You make me want to buy!

But I hardly know the girl behind the hearsay,

I’ll never forget the way you sold today…

and now I have an entire album’s worth of great tunes that cover the entire spectrum of female talent, bed-selling, mitosis and all. We call it the #morethanabody project.

Of all the songs I rewrote during this campaign, I found Dolly Parton’s ‘Jolene’ the most interesting. Partly because it’s one of my favourite songs of all time and I just love watching pre-Wrecking Ball Miley Cyrus sing it with Dame Dolly herself (who, FYI, is her godmother) – but mainly because of the time ol’ tale of women comparing themselves to one another it tells.

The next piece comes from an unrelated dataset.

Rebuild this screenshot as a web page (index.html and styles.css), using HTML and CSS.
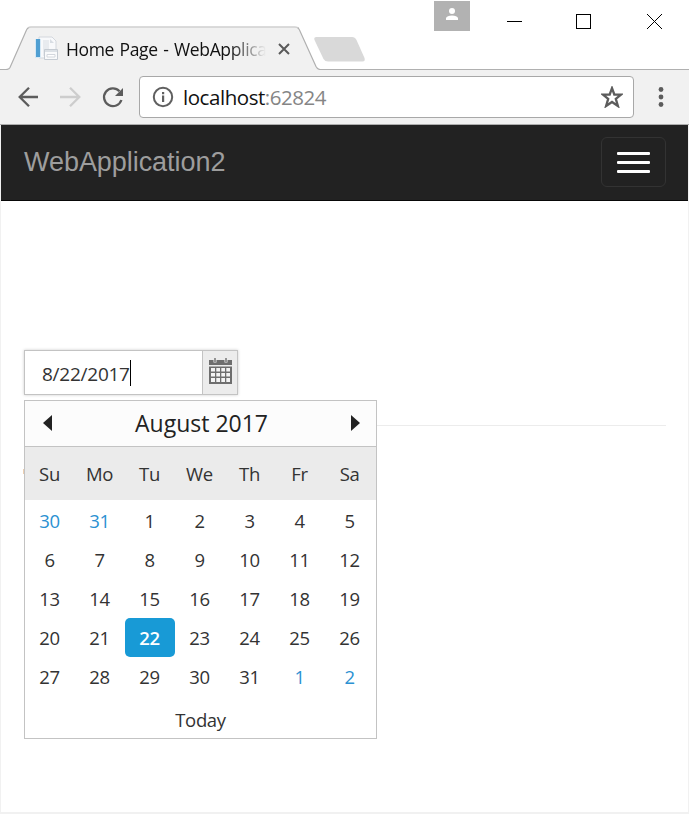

Dolly’s classic was released in 1973. And as Lily Allen so wisely imparts to us in the opening track of her latest album, ‘Sheezus’, the woman-comparing game is very much still in its heyday:

I’m ready for all the comparisons

I think it’s dumb and it’s embarrassing

I’m switching off, no longer listening

I’ve had enough of persecution and conditioning*

But unlike in 1973, social media is now a huge part of our lives. It’s a double-edged sword that is simultaneously wonderful in the way it keeps us connected, but also poisonous due to the Sidebar-of-Shame-esque comparisons it invites.

I thought that if our little rewrites could pop up in these social spaces (spaces that all too often only value women for their looks), they would remind people of the vast range of wonderful things that women can do – and maybe, just maybe, they might encourage people writing songs or books or films to think a little more about mentioning all the great things women can do as INSTEAD OF or AS WELL AS how women look.**

So, without further ado, I give you ‘Jolene’ (Ed: Please do watch the whole thing, it’s fucking fantastic):

*Note that despite this declaration, Sheezus is still littered with references to Lorde and Gaga and Rhi-Rhi, which just shows us how deep-rooted this shit is.

**Not you, Gallagher brothers – you are surprisingly brilliant at celebrating women for more than just how they look. Like for their eccentric families or singing capabilities. WELL DONE!

-GS

7 thoughts on “What Jolene Can Teach Us All About Comparing Ourselves to Other Women

  1. Good article. I think with your first asterisk referencing Lorde etc, that is probably intentionally highlighting the problem rather than being part of it? I enjoy the second asterisk though!
    I can think of plenty of examples of songs focusing on women’s appearances (and abilities in bed), but I’m not sure men are immune to this (though I recognise it’s less of a problem, and men still dominate a lot of popular music, it seems). Anybody got examples to hand of songs about men where their intellectual attributes are celebrated?

  2. You know, I don’t love this – it’s still one woman begging another not to take her (feckless) man.
    I’ve tried quite diligently never to waste my time being jealous – if he’s up for grabs, than better he should go.
    And I think of it less as a feminist position than a self-respect position.
    Seriously – if he can be tempted, I want him gone.

    • My thoughts exactly. People are responsible for their own actions, if he so easily strays then it doesn’t matter if it’s Jolene who ‘steals’ him or the next woman.

    • I always hated the song “Jolene” for similar reasons. You can’t steal people, because people are not things that you possess.

  3. I agree, but she seems to know he’s a bit useless… and at least the women are deciding what to do with him rather than vice versa. He doesn’t seem to have much power at all in this situation.